In a joint announcement that somehow managed to make the situation sound even more grim, the UN and European Union declared on Monday that human development in Gaza has been set back by a staggering 77 years. The price tag for a decade of recovery and reconstruction? A mere $71.4 billion.
This cheerful figure comes courtesy of the final Gaza Rapid Damage and Needs Assessment (RDNA), a report co-produced with the UN-partnered World Bank. The assessment breaks down the immediate need to $26.3 billion for the first 18 months, just to restore essential services, rebuild critical infrastructure, and support economic recovery.
The physical damage from the full-scale war that erupted after the Hamas-led attacks on southern Israel in October 2023 is estimated at $35.2 billion. An additional $22.7 billion in economic and social losses brings the total to a number that would make even the most optimistic accountant weep. Entire sectors - housing, health, education, commerce, and agriculture - are described as 'devastated.'
The specifics are a masterclass in devastation: over 371,888 housing units destroyed or damaged, more than 50 percent of hospitals non-functional, and nearly all schools destroyed or damaged. The economy, in a bold move, has contracted by 84 percent.
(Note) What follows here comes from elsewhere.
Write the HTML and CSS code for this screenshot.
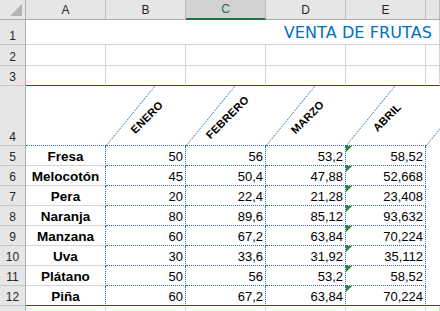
FILE: index.html
```html
<!DOCTYPE html>
<html lang="es">
<head>
    <meta charset="UTF-8">
    <title>Venta de frutas</title>
    <link rel="stylesheet" href="styles.css">
</head>
<body>

    <div class="sheet">
        <!-- column headers -->
        <div class="corner"><span class="tri"></span></div>
        <div class="colh">A</div>
        <div class="colh">B</div>
        <div class="colh sel">C</div>
        <div class="colh">D</div>
        <div class="colh">E</div>
        <div class="colh"></div>

        <!-- row 1 -->
        <div class="rowh">1</div>
        <div class="cell title">VENTA DE FRUTAS</div>

        <!-- row 2 -->
        <div class="rowh">2</div>
        <div class="cell"></div><div class="cell"></div><div class="cell"></div>
        <div class="cell"></div><div class="cell"></div><div class="cell"></div>

        <!-- row 3 -->
        <div class="rowh">3</div>
        <div class="cell red"></div><div class="cell red"></div><div class="cell red"></div>
        <div class="cell red"></div><div class="cell red"></div><div class="cell red"></div>

        <!-- row 4 -->
        <div class="rowh">4</div>
        <div class="cell head"></div>
        <div class="cell month"><svg class="slant" viewBox="0 0 80 60"><line x1="0" y1="60" x2="49" y2="0"/></svg><span>ENERO</span></div>
        <div class="cell month"><svg class="slant" viewBox="0 0 80 60"><line x1="0" y1="60" x2="49" y2="0"/></svg><span>FEBRERO</span></div>
        <div class="cell month"><svg class="slant" viewBox="0 0 80 60"><line x1="0" y1="60" x2="49" y2="0"/></svg><span>MARZO</span></div>
        <div class="cell month"><svg class="slant" viewBox="0 0 80 60"><line x1="0" y1="60" x2="49" y2="0"/></svg><span>ABRIL</span></div>
        <div class="cell month last"><svg class="slant" viewBox="0 0 80 60"><line x1="0" y1="60" x2="49" y2="0"/></svg></div>

        <div class="rowh">5</div>
        <div class="cell name">Fresa</div>
        <div class="cell num">50</div><div class="cell num">56</div><div class="cell num">53,2</div><div class="cell num flag">58,52</div>
        <div class="cell blank"></div>

        <div class="rowh">6</div>
        <div class="cell name">Melocotón</div>
        <div class="cell num">45</div><div class="cell num">50,4</div><div class="cell num">47,88</div><div class="cell num flag">52,668</div>
        <div class="cell blank"></div>

        <div class="rowh">7</div>
        <div class="cell name">Pera</div>
        <div class="cell num">20</div><div class="cell num">22,4</div><div class="cell num">21,28</div><div class="cell num flag">23,408</div>
        <div class="cell blank"></div>

        <div class="rowh">8</div>
        <div class="cell name">Naranja</div>
        <div class="cell num">80</div><div class="cell num">89,6</div><div class="cell num">85,12</div><div class="cell num flag">93,632</div>
        <div class="cell blank"></div>

        <div class="rowh">9</div>
        <div class="cell name">Manzana</div>
        <div class="cell num">60</div><div class="cell num">67,2</div><div class="cell num">63,84</div><div class="cell num flag">70,224</div>
        <div class="cell blank"></div>

        <div class="rowh">10</div>
        <div class="cell name">Uva</div>
        <div class="cell num">30</div><div class="cell num">33,6</div><div class="cell num">31,92</div><div class="cell num flag">35,112</div>
        <div class="cell blank"></div>

        <div class="rowh">11</div>
        <div class="cell name">Plátano</div>
        <div class="cell num">50</div><div class="cell num">56</div><div class="cell num">53,2</div><div class="cell num flag">58,52</div>
        <div class="cell blank"></div>

        <div class="rowh">12</div>
        <div class="cell name red">Piña</div>
        <div class="cell num red">60</div><div class="cell num red">67,2</div><div class="cell num red">63,84</div><div class="cell num flag red">70,224</div>
        <div class="cell blank red"></div>

        <!-- row 13, only its top edge is on screen -->
        <div class="rowh"></div>
        <div class="cell"></div><div class="cell"></div><div class="cell"></div>
        <div class="cell"></div><div class="cell"></div><div class="cell"></div>
    </div>

</body>
</html>
```

FILE: styles.css
```css
* {
    margin: 0;
    padding: 0;
    box-sizing: border-box;
}
body {
    background: white;
    font-family: "Liberation Sans", Arial, sans-serif;
    overflow: hidden;
}
.sheet {
    display: grid;
    grid-template-columns: 26px repeat(5, 80px) 1fr;
    grid-template-rows: 20px 25px 21px 20px 60px repeat(8, 20px) 20px;
    width: 440px;
}

/* headers */
.corner, .colh, .rowh {
    background: #e6e6e6;
    color: #262626;
    font-size: 12px;
}
.corner {
    border-right: 1px solid #ababab;
    border-bottom: 1px solid #ababab;
    display: flex;
    justify-content: flex-end;
    align-items: flex-end;
    padding: 0 3px 3px 0;
}
.tri {
    width: 0;
    height: 0;
    border-left: 12px solid transparent;
    border-bottom: 12px solid #b4b4b4;
}
.colh {
    border-right: 1px solid #bdbdbd;
    border-bottom: 1px solid #ababab;
    display: flex;
    justify-content: center;
    align-items: center;
}
.colh.sel {
    background: #d2d2d2;
    color: #217346;
    border-bottom: 2px solid #217346;
}
.rowh {
    border-right: 1px solid #ababab;
    border-bottom: 1px solid #c6c6c6;
    display: flex;
    justify-content: center;
    align-items: flex-end;
    line-height: 14px;
    padding-bottom: 1px;
}

/* cells */
.cell {
    border-right: 1px solid #d4d4d4;
    border-bottom: 1px solid #d4d4d4;
    display: flex;
    align-items: flex-end;
    font-size: 13px;
    line-height: 15px;
    padding-bottom: 1px;
    color: black;
    position: relative;
}
.cell.red {
    border-bottom: 1px solid #e00000;
}
.title {
    grid-column: 2 / -1;
    justify-content: flex-end;
    align-items: center;
    padding: 0 7px 0 0;
    font-family: "DejaVu Sans", sans-serif;
    font-size: 16px;
    letter-spacing: 0.1px;
    color: #0070c0;
}
.head {
    border-right: none;
    border-bottom: 1px dotted #2e6fb7;
}
.month {
    border-right: none;
    border-bottom: 1px dotted #2e6fb7;
    justify-content: center;
    align-items: center;
    padding: 4px 0 0 3px;
    overflow: hidden;
}
.month.last {
    border-bottom: none;
}
.month span {
    transform: rotate(-45deg);
    font-weight: bold;
    font-size: 11px;
    letter-spacing: 0.2px;
    white-space: nowrap;
}
.slant {
    position: absolute;
    left: 0;
    top: 0;
    width: 80px;
    height: 60px;
}
.slant line {
    stroke: #3a7cc2;
    stroke-width: 1;
    stroke-dasharray: 2 1;
}
.name {
    border-right: 1px dotted #2e6fb7;
    justify-content: center;
    font-weight: bold;
    font-size: 13.5px;
}
.num {
    border-right: 1px dotted #2e6fb7;
    border-bottom: 1px dotted #2e6fb7;
    justify-content: flex-end;
    padding-right: 2px;
}
.flag::before {
    content: "";
    position: absolute;
    left: 0;
    top: 0;
    border-top: 6px solid #1f8a24;
    border-right: 6px solid transparent;
}
.blank {
    border-right: none;
    border-bottom: none;
}
.blank.red {
    border-bottom: 1px solid #e00000;
}
```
The human cost is just as efficiently catalogued: more than 60 percent of the population has lost their homes, with 1.9 million people displaced, often multiple times. Women, children, persons with disabilities, and those with pre-existing vulnerabilities are noted as bearing the greatest burden. Local authorities report over 71,000 Palestinian fatalities and over 171,000 injured, with many still missing under the rubble.
The report is intended as the foundation for early recovery planning, stressing that reconstruction must run in parallel with humanitarian action. This framework is aligned with Security Council resolution 2803 (2025), which welcomed the establishment of the Board of Peace led by President Trump as a transitional administration and authorized a temporary International Stabilisation Force (ISF).
In a final note of aspirational bureaucracy, the EU and UN emphasised that recovery should be Palestinian-led, support a transition to the Palestinian Authority, and advance a durable political settlement based on the two-State solution. Planning, they add, should be inclusive, transparent, and accountable, with particular attention to the needs of women, children, the elderly, and persons with disabilities. The assessment concludes by recognising that a set of 'enabling conditions' - a phrase doing a lot of heavy lifting - are essential for any of this to happen.